Bumper Collecting Cultures crop for the North West!
Today, the Heritage Lottery Fund (HLF) has announced a funding package of £887,200 to five organisations in the North West. Through HLF’s Collecting Cultures programme, these organisations, will be able to add to their core collections through strategic purchases.
Sara Hilton, Head of the Heritage Lottery Fund North West, said: "Collecting Cultures is unique: HLF is the only funding body that currently offers this type of support for museums, libraries and archives. Building on past success, this second incarnation of the initiative is back by popular demand. This investment of over £880,000 will greatly enhance collections across the North West – in subjects ranging widely from contemporary slavery, high fashion to football in art– and encourage more public access and involvement."
- Manchester Art Gallery, From Catwalk to High Street (£307,300)
Home to an already internationally important costume collection, this project will enable the gallery to acquire high fashion, couture items filling the currently under-represented areas in their collections. HLF funding will also help the gallery create new and improved displays and provide textile conservations tours, fashion workshops working across a range of audiences including adult learners, young people and mental health charities. - The Fusilier Museum, Bury, Enriching the Collection (£60,000)
Complementing previous HLF investment in the museum, this project will provide a significant boost to the museum’s important collection of First World War materials and deliver a programme of thought provoking exhibitions and activities for local people. Telling the human story of the War, the museum will acquire wartime clothing and equipment, especially that of low ranking soldiers, to better tell the ‘soldier’s story’. Training will be offered in collections management; handling and packing costume and costume display conservation and research. - National Museums Liverpool, the International Slavery Museum’s Transatlantic and Contemporary Slavery Collecting Project (£225,000)
HLF’s grant will help the museum enhance their already unparalleled transatlantic slave trade and contemporary slavery collections which tell a moving and powerful story. Acquisitions will be twofold: the Transatlantic Slavery Collection, targeting items such as ivory tokens, abolitionist correspondence and objects and the Contemporary Slavery Collection, targeting objects which will increase public awareness and debate around contemporary slavery - People’s History Museum, Manchester, Voting for Change – 150 years of Radical Movements for Democracy, 1819 to 1969 (£95,000)

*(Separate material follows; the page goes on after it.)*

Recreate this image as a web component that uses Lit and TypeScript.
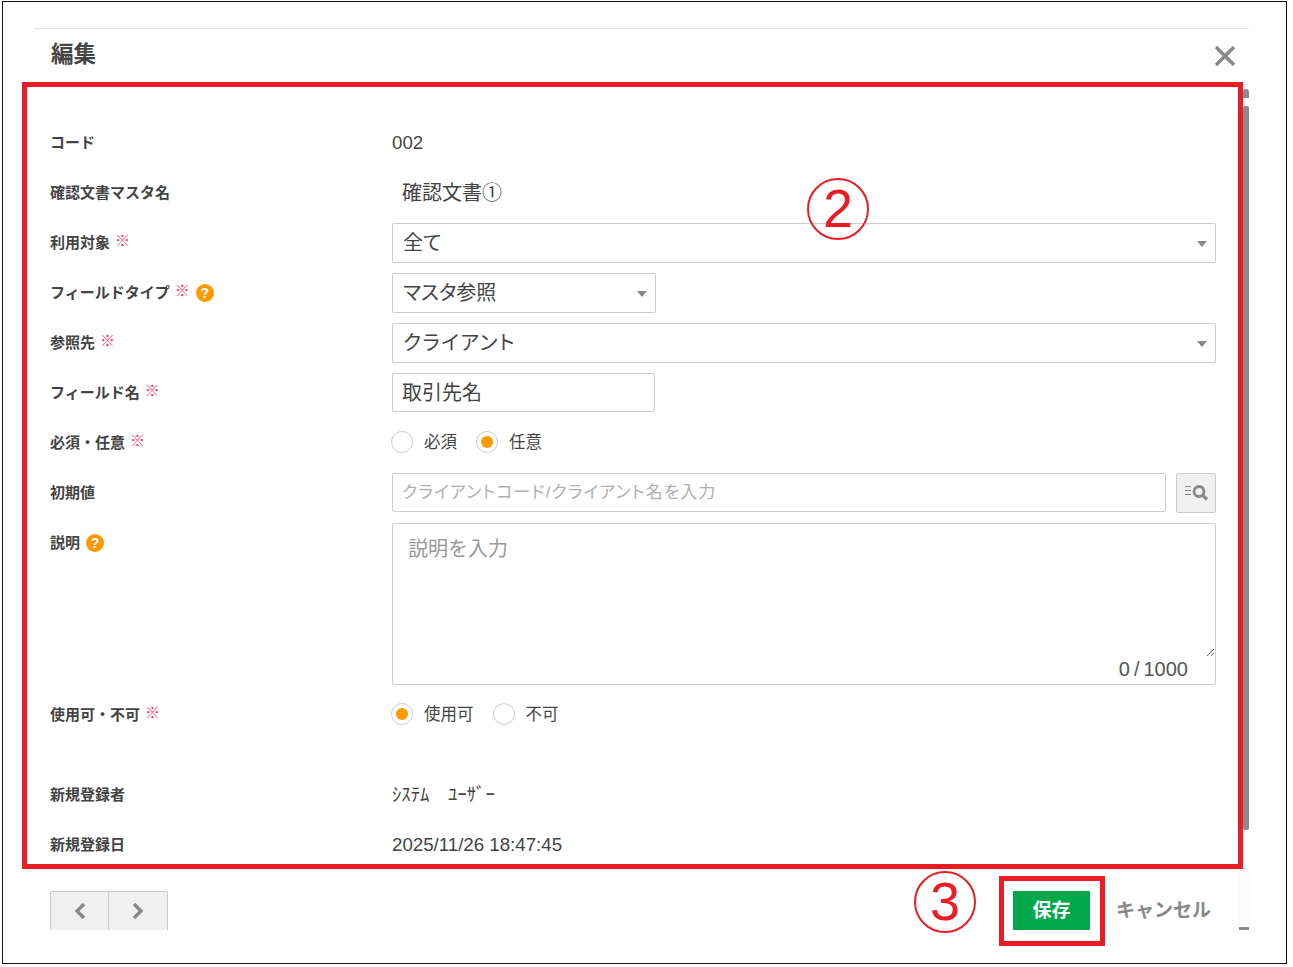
import { LitElement, html, css } from "lit";
import { customElement } from "lit/decorators.js";

const help = html`<span class="help">?</span>`;
const req = html`<span class="req">※</span>`;
const arrow = html`<svg class="arrow" width="10" height="6" viewBox="0 0 10 6"><path d="M0 0h10L5 6z" fill="#888"/></svg>`;

@customElement("app-root")
export class AppRoot extends LitElement {
  static styles = css`
    :host { display: block; position: relative; width: 1293px; height: 967px; overflow: hidden; background: #fff;
      font-family: "Liberation Sans", "Noto Sans CJK JP", sans-serif; color: #444; }
    * { box-sizing: border-box; }
    .frame { position: absolute; left: 2px; top: 1px; width: 1285px; height: 963px; border: 1px solid #111; }
    .dialog { margin: 26px 0 0 31px; width: 1215px; display: flex; flex-direction: column; }
    .head { height: 54px; border-top: 1px solid #e2e2e2; display: flex; align-items: center; justify-content: space-between; padding: 0 13px 2px 16px; }
    .title { font-size: 22.5px; font-weight: 700; color: #444; line-height: 1; padding: 2px 0 0 1px; }
    .close { display: block; margin-top: 2px; }
    .main { display: flex; height: 787px; }
    .content { width: 1209px; padding: 36px 0 0 16px; overflow: hidden; }
    .scroll { width: 6px; display: flex; flex-direction: column; align-items: stretch; padding-top: 7px; gap: 8px; }
    .s-up { height: 9px; background: #8c8c8c; border-radius: 3px 3px 0 0; }
    .s-thumb { height: 724px; background: #8c8c8c; border-radius: 2px; }
    .row { display: flex; align-items: center; height: 50px; }
    .row.tall { height: 172px; align-items: flex-start; padding-top: 5px; }
    .row.tall .label { height: 39px; margin-bottom: 0; }
    .label { width: 342px; flex: none; font-size: 15px; font-weight: 700; color: #444; display: flex; align-items: center; line-height: 20px; margin-bottom: 1px; }
    .req { color: #f0406c; font-size: 15px; font-weight: 400; margin: -4px 0 0 5px; line-height: 1; }
    .help { width: 18px; height: 18px; border-radius: 50%; background: #f90; color: #fff; font-size: 14px; font-weight: 700; display: inline-flex; align-items: center; justify-content: center; margin-left: 6px; line-height: 1; }
    .value { width: 824px; display: flex; align-items: center; }
    .text { font-size: 18.7px; color: #444; line-height: 24px; }
    .plain { font-size: 20px; color: #444; padding: 0 0 0 10px; line-height: 28px; }
    .kana { font-size: 18.7px; color: #444; line-height: 24px; white-space: pre; }
    .field { position: relative; height: 40px; border: 1px solid #ccc; border-radius: 2px; font-size: 20px; color: #444; display: flex; align-items: center; padding-left: 10px; background: #fff; line-height: 1; font-feature-settings: "palt"; }
    .loose { letter-spacing: 1.5px; }
    .wide { width: 824px; }
    .narrow { width: 264px; }
    .arrow { position: absolute; right: 8px; top: 17px; }
    .input { width: 263px; height: 39px; margin-top: -2px; border: 1px solid #ccc; border-radius: 2px; font: 20px "Liberation Sans", "Noto Sans CJK JP", sans-serif; color: #444; padding: 0 9px 2px; outline: none; }
    .search { width: 774px; height: 39px; margin-top: -2px; border: 1px solid #ccc; border-radius: 2px; font: 17px "Liberation Sans", "Noto Sans CJK JP", sans-serif; font-feature-settings: "palt"; letter-spacing: 1px; padding: 2px 9px 0; outline: none; }
    .search::placeholder { color: #b0b0b0; }
    .sbtn { width: 40px; height: 40px; margin-left: 10px; background: #f0f0f0; border: 1px solid #ccc; border-radius: 2px; display: flex; align-items: center; justify-content: center; }
    .tawrap { position: relative; width: 824px; height: 162px; border: 1px solid #ccc; border-radius: 2px; }
    textarea { display: block; width: 822px; height: 133px; border: none; font: 20px "Liberation Sans", "Noto Sans CJK JP", sans-serif; padding: 9px 15px; outline: none; color: #444; background: transparent; }
    textarea::placeholder { color: #999; }
    .count { position: absolute; right: 27px; bottom: 3px; font-size: 20px; color: #555; line-height: 24px; word-spacing: -1.5px; }
    .radios { display: flex; align-items: center; font-size: 16.5px; color: #444; padding-bottom: 2px; }
    .radio { width: 22px; height: 22px; border-radius: 50%; border: 1px solid #ccc; display: flex; align-items: center; justify-content: center; flex: none; margin-left: -1px; }
    .radio.on::after { content: ""; width: 12px; height: 12px; border-radius: 50%; background: #f90; }
    .rlabel { margin-left: 11px; margin-right: 20px; line-height: 24px; }
    .spacer { height: 30px; }
    .foot { height: 61px; overflow: hidden; display: flex; padding: 22px 0 0 16px; }
    .pager { width: 118px; height: 46px; display: flex; border: 1px solid #ccc; border-radius: 2px; background: #f0f0f0; flex: none; }
    .pbtn { flex: 1; display: flex; align-items: flex-start; justify-content: center; padding-top: 10px; }
    .pbtn:first-child { flex: none; width: 57px; }
    .pbtn + .pbtn { border-left: 1px solid #ccc; }
    .save { margin-left: 845px; width: 77px; height: 39px; background: #00a84a; color: #fff; border: none; border-radius: 1px; font: 700 19px "Liberation Sans", "Noto Sans CJK JP", sans-serif; padding: 0 0 4px; flex: none; }
    .cancel { margin-left: 26px; font-size: 19px; font-weight: 700; color: #888; line-height: 40px; flex: none; }
    .mark-box { position: absolute; border: 5px solid #ed1c24; pointer-events: none; }
    .box-main { left: 22px; top: 82px; width: 1221px; height: 787px; }
    .box-save { left: 999px; top: 876px; width: 106px; height: 70px; }
    .num { position: absolute; width: 62px; height: 62px; border: 2px solid #ed1c24; border-radius: 50%; color: #ed1c24; font-size: 54px; line-height: 56px; text-align: center; font-family: "Liberation Sans", sans-serif; }
    .n2 { left: 807px; top: 178px; }
    .n3 { left: 914px; top: 871px; }
    .fade { position: absolute; left: 1237px; top: 869px; width: 12px; height: 56px; background: #fbfbfb; }
    .tick { position: absolute; left: 1239px; top: 927px; width: 10px; height: 3px; background: #8c8c8c; }
  `;

  render() {
    return html`
      <div class="frame">
        <div class="dialog">
          <div class="head">
            <div class="title">編集</div>
            <svg class="close" width="22" height="22" viewBox="0 0 22 22"><path d="M2 2l18 18M20 2L2 20" stroke="#888" stroke-width="3.4" fill="none"/></svg>
          </div>
          <div class="main">
            <div class="content">
              <div class="row"><div class="label">コード</div><div class="value"><span class="text">002</span></div></div>
              <div class="row"><div class="label">確認文書マスタ名</div><div class="value"><span class="plain">確認文書①</span></div></div>
              <div class="row"><div class="label">利用対象${req}</div><div class="value"><div class="field wide">全て${arrow}</div></div></div>
              <div class="row"><div class="label">フィールドタイプ${req}${help}</div><div class="value"><div class="field narrow">マスタ参照${arrow}</div></div></div>
              <div class="row"><div class="label">参照先${req}</div><div class="value"><div class="field wide loose">クライアント${arrow}</div></div></div>
              <div class="row"><div class="label">フィールド名${req}</div><div class="value"><input class="input" .value=${"取引先名"} /></div></div>
              <div class="row"><div class="label">必須・任意${req}</div><div class="value radios">
                <span class="radio"></span><span class="rlabel">必須</span>
                <span class="radio on"></span><span class="rlabel">任意</span>
              </div></div>
              <div class="row"><div class="label">初期値</div><div class="value">
                <input class="search" placeholder="クライアントコード/クライアント名を入力" />
                <div class="sbtn"><svg width="24" height="18" viewBox="0 0 24 18" fill="none" stroke="#888"><path d="M1 2.5h6M1 6.5h6M1 10.5h6" stroke-width="1"/><circle cx="15" cy="7.5" r="5" stroke-width="2.8"/><path d="M18.5 11l4.5 4.5" stroke-width="3.2"/></svg></div>
              </div></div>
              <div class="row tall"><div class="label">説明${help}</div><div class="tawrap"><textarea placeholder="説明を入力"></textarea><span class="count">0 / 1000</span></div></div>
              <div class="row"><div class="label">使用可・不可${req}</div><div class="value radios">
                <span class="radio on"></span><span class="rlabel">使用可</span>
                <span class="radio"></span><span class="rlabel">不可</span>
              </div></div>
              <div class="spacer"></div>
              <div class="row"><div class="label">新規登録者</div><div class="value"><span class="kana">ｼｽﾃﾑ　ﾕｰｻﾞｰ</span></div></div>
              <div class="row"><div class="label">新規登録日</div><div class="value"><span class="text">2025/11/26 18:47:45</span></div></div>
            </div>
            <div class="scroll"><div class="s-up"></div><div class="s-thumb"></div></div>
          </div>
          <div class="foot">
            <div class="pager">
              <div class="pbtn"><svg width="14" height="18" viewBox="0 0 14 18"><path d="M11 2L4 9l7 7" fill="none" stroke="#888" stroke-width="3.4"/></svg></div>
              <div class="pbtn"><svg width="14" height="18" viewBox="0 0 14 18"><path d="M3 2l7 7-7 7" fill="none" stroke="#888" stroke-width="3.4"/></svg></div>
            </div>
            <button class="save">保存</button>
            <div class="cancel">キャンセル</div>
          </div>
        </div>
      </div>
      <div class="fade"></div>
      <div class="tick"></div>
      <div class="mark-box box-main"></div>
      <div class="mark-box box-save"></div>
      <div class="num n2">2</div>
      <div class="num n3">3</div>
    `;
  }
}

The People's History Museum (PHM) and the Working Class Movement Library (WCML) will use HLF’s grant to undertake a five-year project to develop their collections relating to the campaign for suffrage over the period 1819 to 1969. Acquisitions will range from diaries, journals, speeches and banners relating to the Chartist and Women’s suffrage movements, to posters, pamphlets and song books reflecting the 1960s campaign that led to the lowering of voting age. Bespoke training in collections management, conservation care and project management will be on offer - National Football Museum, Manchester, The Art of Football (£199,900)
With a focus on collecting football related art from the post-war period, this unique project will fill gaps in the National Football Museum’s (NFM) collection and create exciting opportunities for people to explore themes such as social history and technology. NFM will collect works particularly from the 1950s to the ‘80s including: poster art; advertising media related to football; items exhibited in the Football Association’s 1953 competition and exhibition ‘Football and the Fine Arts’; preparatory sketches and models for public artworks and sculpture; early examples of video and new media art. A programme of activities will encourage visitors to get involved and will include printing activities and video workshops which will be shown at NFM and online
This news is part of a UK-wide announcement £5m funding package to a range of museums, libraries and archives across the UK. Under HLF’s Collecting Cultures programme, 23 organisations, from Glasgow down to Brighton, will be able to enhance the scope of their collections.
The first Collecting Cultures - 2008
Back in 2008, Collecting Cultures awards enabled over 2,000 objects to be bought by museums and galleries across the UK. Examples include:
- a prosthetic leg from the First World War, acquired by a partnership of museums in Fermanagh, Derry and Enniskillen, as part of a project to collect items reflecting the turbulent history of 1910-1930
- a Land Rover Series 1, acquired by the Museum of English Rural Life, to illustrate the theme of rural Englishness in the 20th century
- an iconic image of the miner’s strike by internationally-renowned photographer Don McCullin, acquired as part of the National Coal Mining Museum’s project to diversify its collections which reflect local community and industrial life
Key to the success of that programme, and continued for this one, was the opportunity for curators to actively seek new additions to their collections rather than wait for items to come to auction
Notes to editors
This is the second time HLF has run Collecting Cultures, an initiative to support museums, libraries and archives in developing their collections through strategic acquisition projects. Grantees plan and deliver programmes of targeted purchase whilst developing staff skills and engaging a wider range of people with their collections.
A list of other grants awarded across the UK is available on request.
To date, HLF has invested a third of its total commitment - £2bn - to transforming museums, libraries and archives.
Acquisitions must be at least 10 years old to be eligible for HLF support.
The Collecting Cultures programme is now closed for applications.